Evidentemente, a repressão de sua sexualidade incutia-lhes uma curiosidade e ansiedade pela primeira relação sexual, sempre nos limites do casamento. A virgindade feminina era zelada pelos pais, já que sua perda significaria a possibilidade de desinteresse matrimonial pelo pretendente. As mulheres se casavam muito cedo, pouco depois da puberdade; os homens, ao contrário, porque precisavam alcançar certa estabilidade econômica, casavam 10 ou 15 anos mais tarde. Isso significa também que eles já se casavam com grande experiência sexual (já que continuavam a ter acesso às prostitutas). Tal experiência lhes permitia, evidentemente, maior controle sobre a vida sexual de suas esposas. Deve-se ter em conta que a valorização da virgindade da mulher visava sempre ao controle de sua sexualidade, já que virgindade era condição necessária para arranjos matrimoniais. Uma mulher sexualmente inexperiente era mais facilmente submetida ao poder do marido.

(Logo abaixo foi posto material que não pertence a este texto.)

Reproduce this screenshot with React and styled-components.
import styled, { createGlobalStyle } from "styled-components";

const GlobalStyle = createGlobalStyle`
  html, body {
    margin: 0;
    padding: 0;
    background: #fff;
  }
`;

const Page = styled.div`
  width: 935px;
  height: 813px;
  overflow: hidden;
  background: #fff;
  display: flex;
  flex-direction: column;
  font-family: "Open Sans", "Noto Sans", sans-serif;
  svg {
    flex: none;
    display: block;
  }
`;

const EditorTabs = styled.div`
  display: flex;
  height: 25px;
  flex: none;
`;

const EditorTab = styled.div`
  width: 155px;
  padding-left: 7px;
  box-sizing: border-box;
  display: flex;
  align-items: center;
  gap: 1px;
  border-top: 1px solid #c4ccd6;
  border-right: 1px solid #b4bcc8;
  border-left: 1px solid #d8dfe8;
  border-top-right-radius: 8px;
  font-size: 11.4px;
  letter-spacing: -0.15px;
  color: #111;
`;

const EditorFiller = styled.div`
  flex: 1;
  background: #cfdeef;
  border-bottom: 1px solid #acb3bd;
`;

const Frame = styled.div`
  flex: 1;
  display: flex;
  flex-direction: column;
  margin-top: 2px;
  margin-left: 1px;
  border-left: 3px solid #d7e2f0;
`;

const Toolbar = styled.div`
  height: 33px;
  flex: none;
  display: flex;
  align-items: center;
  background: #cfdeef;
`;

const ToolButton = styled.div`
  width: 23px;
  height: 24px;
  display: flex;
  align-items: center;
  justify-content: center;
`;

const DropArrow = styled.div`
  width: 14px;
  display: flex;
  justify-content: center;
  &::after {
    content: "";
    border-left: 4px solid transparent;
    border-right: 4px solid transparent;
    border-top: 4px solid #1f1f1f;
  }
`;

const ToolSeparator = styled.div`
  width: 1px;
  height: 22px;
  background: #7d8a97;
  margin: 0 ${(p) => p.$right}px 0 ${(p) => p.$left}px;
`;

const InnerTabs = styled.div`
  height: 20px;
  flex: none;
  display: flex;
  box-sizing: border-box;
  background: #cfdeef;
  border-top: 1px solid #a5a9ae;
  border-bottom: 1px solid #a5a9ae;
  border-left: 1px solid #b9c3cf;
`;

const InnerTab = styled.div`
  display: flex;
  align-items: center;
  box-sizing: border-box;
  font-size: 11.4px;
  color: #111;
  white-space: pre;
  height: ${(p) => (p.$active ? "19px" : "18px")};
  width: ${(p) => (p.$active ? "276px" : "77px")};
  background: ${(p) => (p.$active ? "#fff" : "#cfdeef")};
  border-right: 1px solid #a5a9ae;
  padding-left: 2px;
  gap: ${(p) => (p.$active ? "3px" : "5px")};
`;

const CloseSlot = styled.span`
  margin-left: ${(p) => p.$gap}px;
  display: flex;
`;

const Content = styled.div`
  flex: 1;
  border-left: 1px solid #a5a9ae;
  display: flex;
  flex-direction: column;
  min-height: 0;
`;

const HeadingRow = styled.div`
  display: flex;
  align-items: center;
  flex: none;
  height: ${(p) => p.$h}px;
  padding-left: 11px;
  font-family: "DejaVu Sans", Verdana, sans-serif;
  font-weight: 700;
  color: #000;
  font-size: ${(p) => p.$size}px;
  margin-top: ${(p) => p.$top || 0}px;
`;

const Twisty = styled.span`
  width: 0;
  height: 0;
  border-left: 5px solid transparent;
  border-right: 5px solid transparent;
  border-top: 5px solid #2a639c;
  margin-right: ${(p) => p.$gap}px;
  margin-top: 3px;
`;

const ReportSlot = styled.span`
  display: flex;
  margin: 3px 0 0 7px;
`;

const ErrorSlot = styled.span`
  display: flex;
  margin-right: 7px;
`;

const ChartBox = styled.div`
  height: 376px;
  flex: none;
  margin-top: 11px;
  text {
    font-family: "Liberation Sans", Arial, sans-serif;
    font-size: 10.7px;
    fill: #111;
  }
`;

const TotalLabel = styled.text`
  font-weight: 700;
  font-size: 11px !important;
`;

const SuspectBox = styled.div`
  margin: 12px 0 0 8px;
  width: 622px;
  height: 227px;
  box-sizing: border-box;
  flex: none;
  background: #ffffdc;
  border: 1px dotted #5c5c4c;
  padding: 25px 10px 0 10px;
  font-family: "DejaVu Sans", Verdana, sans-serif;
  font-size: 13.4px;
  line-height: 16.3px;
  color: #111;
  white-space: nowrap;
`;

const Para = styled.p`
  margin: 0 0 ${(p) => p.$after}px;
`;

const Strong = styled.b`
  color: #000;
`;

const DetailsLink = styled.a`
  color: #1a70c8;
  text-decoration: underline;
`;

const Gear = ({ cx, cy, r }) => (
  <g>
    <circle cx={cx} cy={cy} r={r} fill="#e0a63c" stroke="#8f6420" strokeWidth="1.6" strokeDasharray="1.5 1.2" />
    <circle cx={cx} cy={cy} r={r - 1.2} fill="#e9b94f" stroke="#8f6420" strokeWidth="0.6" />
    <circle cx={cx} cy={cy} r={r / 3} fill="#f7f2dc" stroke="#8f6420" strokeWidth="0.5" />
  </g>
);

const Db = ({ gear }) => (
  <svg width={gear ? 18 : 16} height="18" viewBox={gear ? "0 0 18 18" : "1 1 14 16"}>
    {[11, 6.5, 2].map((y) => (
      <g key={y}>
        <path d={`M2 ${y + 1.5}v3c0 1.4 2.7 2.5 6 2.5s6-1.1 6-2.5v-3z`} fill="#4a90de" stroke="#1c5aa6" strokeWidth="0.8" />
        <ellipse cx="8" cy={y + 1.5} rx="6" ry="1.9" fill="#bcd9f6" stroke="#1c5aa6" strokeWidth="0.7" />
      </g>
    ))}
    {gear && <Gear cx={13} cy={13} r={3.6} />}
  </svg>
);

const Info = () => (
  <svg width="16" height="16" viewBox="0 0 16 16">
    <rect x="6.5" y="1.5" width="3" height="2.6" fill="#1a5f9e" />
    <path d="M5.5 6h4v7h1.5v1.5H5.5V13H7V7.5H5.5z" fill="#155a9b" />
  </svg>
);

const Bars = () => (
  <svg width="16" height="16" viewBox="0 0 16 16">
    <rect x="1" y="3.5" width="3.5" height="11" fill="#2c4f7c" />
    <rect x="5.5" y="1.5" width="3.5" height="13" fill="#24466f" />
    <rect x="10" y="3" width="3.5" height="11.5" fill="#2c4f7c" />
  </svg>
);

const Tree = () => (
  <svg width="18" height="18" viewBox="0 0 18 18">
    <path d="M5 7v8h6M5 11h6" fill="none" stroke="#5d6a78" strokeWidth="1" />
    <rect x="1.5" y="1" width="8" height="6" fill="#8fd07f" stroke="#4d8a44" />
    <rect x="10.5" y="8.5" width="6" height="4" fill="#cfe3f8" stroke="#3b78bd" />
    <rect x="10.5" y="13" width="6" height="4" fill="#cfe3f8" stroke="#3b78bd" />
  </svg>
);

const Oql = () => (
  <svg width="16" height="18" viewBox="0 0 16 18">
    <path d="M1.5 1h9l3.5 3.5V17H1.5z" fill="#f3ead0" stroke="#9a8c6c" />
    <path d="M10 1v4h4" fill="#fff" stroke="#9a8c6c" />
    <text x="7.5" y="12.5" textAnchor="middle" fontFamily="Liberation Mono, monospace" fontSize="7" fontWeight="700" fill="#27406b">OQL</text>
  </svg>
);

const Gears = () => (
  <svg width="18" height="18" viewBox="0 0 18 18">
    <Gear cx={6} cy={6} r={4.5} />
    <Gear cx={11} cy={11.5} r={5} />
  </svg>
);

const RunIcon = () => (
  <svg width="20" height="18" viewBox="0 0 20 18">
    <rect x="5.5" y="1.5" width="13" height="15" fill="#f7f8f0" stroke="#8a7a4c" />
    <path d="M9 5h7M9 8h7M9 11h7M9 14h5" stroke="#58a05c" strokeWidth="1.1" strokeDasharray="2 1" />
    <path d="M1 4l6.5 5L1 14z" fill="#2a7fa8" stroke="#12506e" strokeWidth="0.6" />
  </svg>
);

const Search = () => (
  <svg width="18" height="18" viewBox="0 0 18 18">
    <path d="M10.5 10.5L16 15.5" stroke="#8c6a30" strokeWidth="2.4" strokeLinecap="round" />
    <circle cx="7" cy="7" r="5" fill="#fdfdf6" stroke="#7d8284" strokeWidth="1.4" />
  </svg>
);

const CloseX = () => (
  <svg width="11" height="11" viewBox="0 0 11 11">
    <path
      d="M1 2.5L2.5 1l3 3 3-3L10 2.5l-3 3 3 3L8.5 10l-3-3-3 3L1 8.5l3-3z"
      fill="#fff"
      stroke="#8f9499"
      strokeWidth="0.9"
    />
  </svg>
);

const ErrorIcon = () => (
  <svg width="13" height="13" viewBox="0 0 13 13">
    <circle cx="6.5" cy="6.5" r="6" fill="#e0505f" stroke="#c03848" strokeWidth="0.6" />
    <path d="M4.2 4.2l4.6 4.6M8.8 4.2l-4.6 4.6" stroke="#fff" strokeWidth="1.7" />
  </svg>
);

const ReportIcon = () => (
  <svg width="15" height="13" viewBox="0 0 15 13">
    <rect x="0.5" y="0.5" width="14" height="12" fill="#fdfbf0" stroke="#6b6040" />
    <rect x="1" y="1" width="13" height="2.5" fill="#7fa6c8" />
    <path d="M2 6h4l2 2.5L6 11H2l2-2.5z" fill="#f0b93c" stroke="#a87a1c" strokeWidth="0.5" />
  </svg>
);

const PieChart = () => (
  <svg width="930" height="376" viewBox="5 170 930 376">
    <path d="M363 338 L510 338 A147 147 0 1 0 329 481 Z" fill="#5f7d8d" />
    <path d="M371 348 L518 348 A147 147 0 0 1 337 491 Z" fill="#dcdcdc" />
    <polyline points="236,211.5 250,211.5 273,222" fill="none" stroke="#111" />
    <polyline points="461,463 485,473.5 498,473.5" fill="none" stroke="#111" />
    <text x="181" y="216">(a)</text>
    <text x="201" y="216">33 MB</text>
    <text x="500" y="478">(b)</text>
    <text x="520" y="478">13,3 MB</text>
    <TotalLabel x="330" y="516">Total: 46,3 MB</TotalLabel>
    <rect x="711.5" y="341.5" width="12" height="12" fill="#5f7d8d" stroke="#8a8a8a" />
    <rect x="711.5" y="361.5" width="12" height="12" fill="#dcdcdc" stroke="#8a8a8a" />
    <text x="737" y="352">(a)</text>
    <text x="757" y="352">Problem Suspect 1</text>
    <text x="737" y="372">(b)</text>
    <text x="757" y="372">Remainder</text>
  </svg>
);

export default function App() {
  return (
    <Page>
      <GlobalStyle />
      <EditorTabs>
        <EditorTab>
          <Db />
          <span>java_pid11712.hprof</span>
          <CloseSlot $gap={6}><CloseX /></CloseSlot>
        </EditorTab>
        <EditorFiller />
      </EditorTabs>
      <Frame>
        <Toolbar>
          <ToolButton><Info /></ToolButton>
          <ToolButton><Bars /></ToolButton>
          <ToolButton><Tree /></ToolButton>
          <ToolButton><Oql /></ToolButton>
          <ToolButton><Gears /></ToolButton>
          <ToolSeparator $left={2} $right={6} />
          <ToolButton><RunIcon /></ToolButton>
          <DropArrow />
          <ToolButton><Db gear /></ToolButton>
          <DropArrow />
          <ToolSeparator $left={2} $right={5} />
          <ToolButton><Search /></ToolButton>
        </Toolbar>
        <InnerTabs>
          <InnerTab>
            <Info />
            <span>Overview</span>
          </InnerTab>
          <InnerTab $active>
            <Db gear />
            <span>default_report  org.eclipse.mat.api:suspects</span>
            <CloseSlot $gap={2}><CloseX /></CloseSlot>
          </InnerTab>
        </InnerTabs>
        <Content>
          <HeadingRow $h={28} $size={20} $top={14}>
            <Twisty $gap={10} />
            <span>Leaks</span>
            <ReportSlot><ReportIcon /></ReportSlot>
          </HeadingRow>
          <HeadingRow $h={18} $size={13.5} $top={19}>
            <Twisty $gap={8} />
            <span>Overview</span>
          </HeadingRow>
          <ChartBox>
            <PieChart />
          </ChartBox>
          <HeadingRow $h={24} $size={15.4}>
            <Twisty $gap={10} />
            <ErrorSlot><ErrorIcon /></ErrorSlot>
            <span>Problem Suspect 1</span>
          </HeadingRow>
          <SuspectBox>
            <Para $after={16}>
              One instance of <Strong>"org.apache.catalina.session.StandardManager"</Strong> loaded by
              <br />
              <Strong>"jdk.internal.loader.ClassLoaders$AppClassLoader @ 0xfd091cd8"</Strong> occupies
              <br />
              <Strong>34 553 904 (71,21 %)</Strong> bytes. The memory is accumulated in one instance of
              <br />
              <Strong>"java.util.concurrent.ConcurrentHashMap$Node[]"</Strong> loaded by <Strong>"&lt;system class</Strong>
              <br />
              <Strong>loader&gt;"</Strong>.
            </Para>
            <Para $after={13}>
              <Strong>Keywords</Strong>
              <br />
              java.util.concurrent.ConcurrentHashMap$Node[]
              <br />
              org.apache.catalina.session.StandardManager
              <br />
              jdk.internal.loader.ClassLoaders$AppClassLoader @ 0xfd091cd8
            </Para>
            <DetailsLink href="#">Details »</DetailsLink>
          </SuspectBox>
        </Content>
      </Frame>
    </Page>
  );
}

A necessidade de dispensar atenção especial ao comportamento sexual feminino decorria do interesse em que os homens estivessem certos de que teriam gerado os próprios filhos. E era desejável que estes fossem varões.
As regras confuncionistas relativamente à vida conjugal estabeleciam que maridos e esposas não mantivessem relações sexuais fora do leito conjugal. Mas os homens gozavam de liberdade, podendo recorrer a práticas sexuais extraconjugais; as mulheres, oficialmente, não.

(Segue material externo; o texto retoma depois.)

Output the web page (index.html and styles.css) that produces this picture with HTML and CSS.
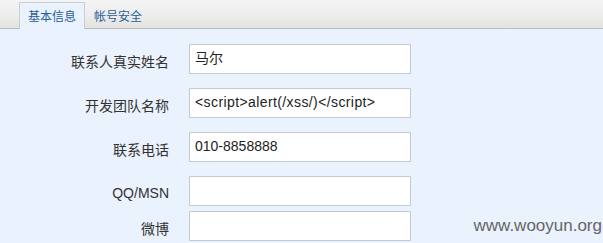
FILE: index.html
```html
<!DOCTYPE html>
<html>
<head>
<meta charset="utf-8">
<link rel="stylesheet" href="styles.css">
</head>
<body>
<div class="page">
  <div class="tabbar">
    <div class="tab active">基本信息</div>
    <div class="tab">帐号安全</div>
  </div>
  <div class="content">
    <div class="row">
      <label class="label">联系人真实姓名</label>
      <div class="field">马尔</div>
    </div>
    <div class="row">
      <label class="label">开发团队名称</label>
      <div class="field code">&lt;script&gt;alert(/xss/)&lt;/script&gt;</div>
    </div>
    <div class="row">
      <label class="label">联系电话</label>
      <div class="field">010-8858888</div>
    </div>
    <div class="row">
      <label class="label">QQ/MSN</label>
      <div class="field"></div>
    </div>
    <div class="row tight">
      <label class="label">微博</label>
      <div class="field"></div>
    </div>
  </div>
  <div class="watermark">www.wooyun.org</div>
</div>
</body>
</html>
```
FILE: styles.css
```css
html, body {
  margin: 0;
  padding: 0;
}
body {
  background: #eaf2fd;
  font-family: "Liberation Sans", "Noto Sans CJK SC", sans-serif;
  color: #333;
}
.page {
  position: relative;
  width: 603px;
  height: 243px;
  overflow: hidden;
}
.tabbar {
  height: 28px;
  border-bottom: 1px solid #b8bcc0;
  background: linear-gradient(#f4f4f4, #ededed 55%, #e2e2de);
  display: flex;
  align-items: flex-end;
  padding-left: 19px;
}
.tab {
  font-size: 12px;
  color: #2a5e98;
  height: 25px;
  line-height: 26px;
  padding: 0 8px;
  margin-bottom: -1px;
  border: 1px solid transparent;
  border-bottom: none;
}
.tab.active {
  background: #eaf2fd;
  border-color: #c6ced6;
  height: 26px;
  line-height: 28px;
  padding: 0 8px;
}
.content {
  padding-top: 15px;
  display: flex;
  flex-direction: column;
  gap: 14px;
}
.row {
  display: flex;
  align-items: center;
  gap: 20px;
  height: 30px;
}
.row.tight {
  margin-top: -9px;
}
.label {
  width: 169px;
  text-align: right;
  font-size: 14px;
  padding-top: 4px;
  color: #333;
}
.field {
  box-sizing: border-box;
  width: 222px;
  height: 30px;
  background: #fff;
  border: 1px solid #c4cad2;
  padding: 0 5px;
  font-size: 14px;
  line-height: 27px;
  color: #222;
  white-space: nowrap;
}
.field.code {
  letter-spacing: 0.4px;
}
.watermark {
  position: absolute;
  right: 1px;
  bottom: 8px;
  font-size: 17px;
  line-height: 19px;
  color: #666;
  font-family: "Liberation Sans", sans-serif;
}
```
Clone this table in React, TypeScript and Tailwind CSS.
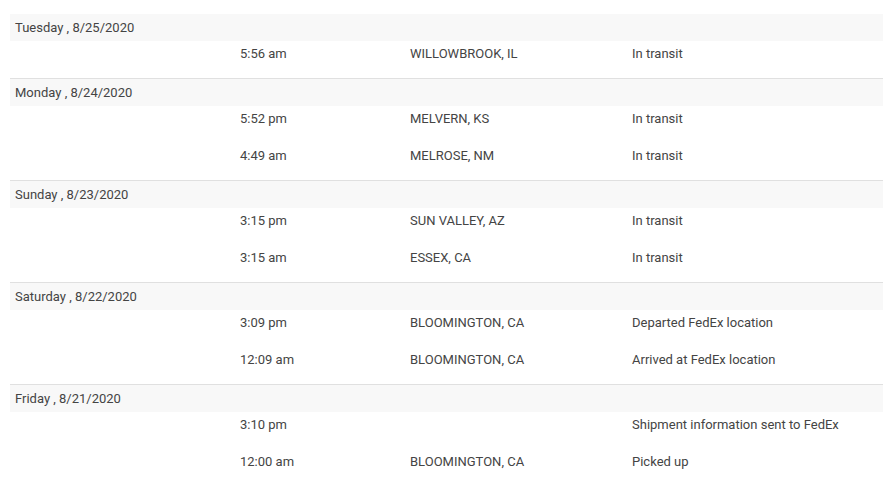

Ao final do período clássico, na China, o regime sexual, razoavelmente padronizado, estabeleceu uma distinção entre mulheres respeitáveis e mulheres não-respeitáveis. Estas identificavam-se com as prostitutas, muito embora algumas delas pudessem, eventualmente, ser elevadas à condição de concubinas. As mulheres respeitáveis, por sua vez, sofriam maiores sanções à sua sexualidade.

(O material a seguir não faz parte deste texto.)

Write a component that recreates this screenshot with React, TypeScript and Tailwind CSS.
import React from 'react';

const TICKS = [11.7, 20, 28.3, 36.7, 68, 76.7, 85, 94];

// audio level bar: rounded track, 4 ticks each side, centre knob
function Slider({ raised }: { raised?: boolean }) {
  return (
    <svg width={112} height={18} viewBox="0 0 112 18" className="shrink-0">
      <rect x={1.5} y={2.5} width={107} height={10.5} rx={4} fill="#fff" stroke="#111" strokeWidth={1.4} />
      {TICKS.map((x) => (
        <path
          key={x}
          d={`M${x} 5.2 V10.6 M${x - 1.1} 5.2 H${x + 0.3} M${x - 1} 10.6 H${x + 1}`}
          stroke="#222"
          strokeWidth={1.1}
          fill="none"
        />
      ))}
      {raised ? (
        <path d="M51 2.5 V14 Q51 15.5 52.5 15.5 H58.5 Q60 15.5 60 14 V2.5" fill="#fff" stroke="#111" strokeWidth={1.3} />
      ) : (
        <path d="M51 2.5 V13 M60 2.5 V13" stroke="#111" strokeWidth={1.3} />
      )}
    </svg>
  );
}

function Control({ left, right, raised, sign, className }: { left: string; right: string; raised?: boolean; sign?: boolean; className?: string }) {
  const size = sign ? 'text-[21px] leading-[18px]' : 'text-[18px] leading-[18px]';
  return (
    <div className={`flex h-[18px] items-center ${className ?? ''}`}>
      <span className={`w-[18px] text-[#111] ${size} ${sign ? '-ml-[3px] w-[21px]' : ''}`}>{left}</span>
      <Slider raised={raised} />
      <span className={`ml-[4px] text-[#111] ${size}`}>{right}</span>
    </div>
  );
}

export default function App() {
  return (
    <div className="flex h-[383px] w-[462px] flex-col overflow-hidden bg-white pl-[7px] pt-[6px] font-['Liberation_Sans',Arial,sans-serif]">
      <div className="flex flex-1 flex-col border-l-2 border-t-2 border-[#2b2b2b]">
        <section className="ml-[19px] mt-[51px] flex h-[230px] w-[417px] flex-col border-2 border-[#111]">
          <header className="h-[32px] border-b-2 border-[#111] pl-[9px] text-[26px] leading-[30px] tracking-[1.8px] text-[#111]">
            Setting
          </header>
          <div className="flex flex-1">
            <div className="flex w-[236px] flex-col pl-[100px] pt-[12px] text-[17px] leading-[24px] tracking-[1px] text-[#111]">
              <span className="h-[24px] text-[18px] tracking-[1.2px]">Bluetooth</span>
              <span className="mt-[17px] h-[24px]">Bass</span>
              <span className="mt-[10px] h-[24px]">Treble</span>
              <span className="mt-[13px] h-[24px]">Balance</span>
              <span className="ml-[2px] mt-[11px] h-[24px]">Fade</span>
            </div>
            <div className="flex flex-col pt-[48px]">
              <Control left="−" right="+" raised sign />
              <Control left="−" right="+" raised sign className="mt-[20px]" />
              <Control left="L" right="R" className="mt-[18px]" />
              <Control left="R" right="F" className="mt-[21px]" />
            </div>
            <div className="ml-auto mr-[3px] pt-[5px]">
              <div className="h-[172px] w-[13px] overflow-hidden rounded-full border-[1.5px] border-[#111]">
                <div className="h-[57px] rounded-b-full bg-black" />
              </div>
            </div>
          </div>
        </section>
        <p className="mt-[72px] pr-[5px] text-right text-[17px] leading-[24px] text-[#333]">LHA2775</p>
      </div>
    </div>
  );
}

Entre os antigos gregos, continuou-se a valorizar o controle e a reclusão femininas, bem como a virgindade antes do casamento. Os casamentos, como em todas as sociedades agrícolas, eram assentados em arranjos econômicos, e não pela atração sexual. A cultura mediterrânea valorizava, oficialmente, a monogamia.
Na Grécia Antiga, era evidente que as mulheres ocupavam posição de considerável desrespeito. Eram vistas como criaturas libertinas e imorais naturalmente, o que lhes acarretava o peso de um controle sexual constante. Já as respeitáveis eram cobertas com vestes que não deixassem à mostra partes do corpo que estimulassem o apetite sexual masculino. Os homens, a seu turno, podiam, nas competições atléticas, exibir sua nudez parcial ou total. A atuação das mulheres, na esfera pública, cingia-se à participação em festivais agrícolas e ao auxílio em atividades religiosas, o que servia de meio para conservar sua abstinência sexual.
Houve mulheres que ascenderam socialmente, como a jovem Aspásia, embora ocupasse apenas o papel de concubina. As que ocuparam o papel de cortesãs, como Elpinice, também gozaram de maior prestígio. Elas eram promíscuas e sua conduta contrariava os padrões normais da época.

“Em geral, os gregos parecem ter considerado a atividade sexual como algo normal, mas com estrito controle das mulheres, regulação cujo intuito era concentrar a participação feminina na reprodução e fidelidade. Os homens dispunham de maior liberdade de ação e tinham à disposição os serviços de grupos especiais de mulheres, mas também faziam uso de outros meios aprovados. Contudo, mesmo a sexualidade masculina podia ser influenciada por uma preocupação bastante difundida com o excesso de prazer: os gregos acreditavam na importância da moderação em todas as áreas e, havia a ideia de que os orgasmos podiam entorpecer a capacidade intelectual pelo menos temporariamente”
(pp. 57-58)

É claro que a emancipação da mulher não se reduz à sua emancipação sexual, ou seja, a conquista de direitos sobre o domínio do próprio corpo e a liberdade de expressão de sua sexualidade; sua emancipação contou com reivindicações e lutas nos campos políticos, culturais, ideológicos e econômicos. Decerto, o acesso crescente à educação e ao mercado de trabalho (ocupando funções que, outrora, lhes eram vedadas), não sem a luta incessante por condições igualitárias de direitos (como salário igual ao dos homens, por exemplo), a luta por maior participação política (que culminou com a ascensão ao poder presidencial, no Brasil, por exemplo, de uma mulher) foram determinantes para sua liberação. Educação e trabalho (não-alieanado, dirão os marxistas) sempre estiveram e estarão na dianteira no longo processo de emancipação não só das mulheres, mas do gênero humano. Nesse sentido, a emancipação feminina deve não só representar, mas também criar condições para a emancipação do próprio gênero humano – tese com a qual as feministas, atualmente, parecem estar de acordo.
Todavia, como vimos, a sexualidade sempre foi um campo de tensões entre os gêneros e sempre serviu de meio para conservar certas condições de submissão, exploração e opressão em que vivia a mulher e que contribuiriam mais tarde para estabelecer o sexismo, mais uma dentre as muitas formas de preconceito, as quais as sociedades modernas têm-se encarregado de enfrentar.